Emilio Gavira spielt den bösen kleinen Mann, der wie eine Mischung aus Troll und Straßenpenner wirkt, mit sehr viel Leidenschaft und ohne Scheu vor Übertreibungen. Wenn er wirklich Gott ist, dann könnte seine miese Laune ebenso wie der Hang zum Alkohol ganz simpel menschengemacht sein. Denn dass mit der Menschheit etwas ganz und gar nicht in Ordnung ist, zeigen ihre vier mehr oder weniger typischen Vertreter. Sie sind so hintersinnig wie böse ausgewählt: Carlos (Eduardo Antuña), ein verbitterter Mann voller niederer Instinkte, Ana, seine sehr korpulente, unglückliche Frau, gespielt von Itziar Castro, ihr depressiver Schwager Santi und der brünstige Schwiegervater Eduardo (Boris Ruiz), der es ohne Rücksicht auf Verluste noch einmal richtig krachen lassen will. Allesamt sind sie Soziopathen, unfähig zur Kommunikation miteinander und kreuzunglücklich.
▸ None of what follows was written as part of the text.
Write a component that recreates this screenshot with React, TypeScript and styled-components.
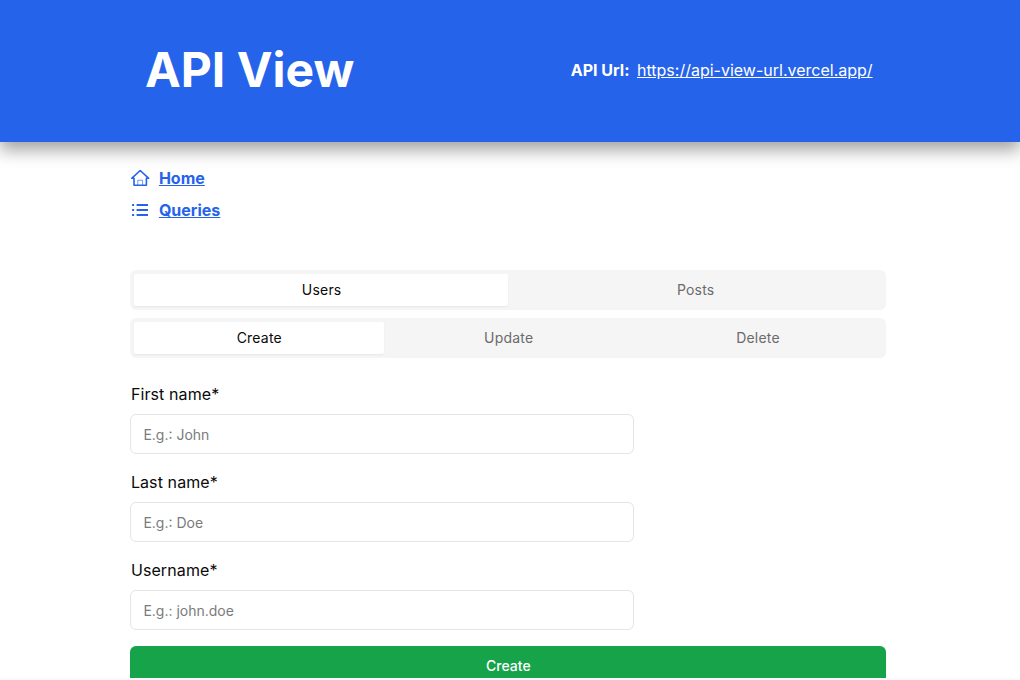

Es ist nicht leicht, positive Eigenschaften an ihnen zu finden. Am ehesten funktioniert das noch bei Santi (David Pareja), dem melancholischen Selbstmordkandidaten, der geringfügige Anzeichen von Freundlichkeit zeigt. Aber vielleicht erregt er auch einfach nur Mitleid. Jedenfalls wäre es um die Menschheit absolut nicht schade, wenn alle so wären wie diese Vier. Im zweiten Drittel des Films laufen sie zu Hochform auf, gewähren tiefe Einblicke in ihr seichtes Gedankengut und in ihre fiesen Charaktere. Beinahe kommen sie ins Philosophieren, streifen Glaubensfragen und machen doch haarscharf vor jeder Einsicht halt. Schließlich kommt ihnen die Idee, ihren Besucher und damit vielleicht Gott umzubringen. Das Ende ist dann doch moralisch. Und noch ein kleiner Tipp: keinesfalls bei den ersten Titeln aufstehen und das Kino verlassen!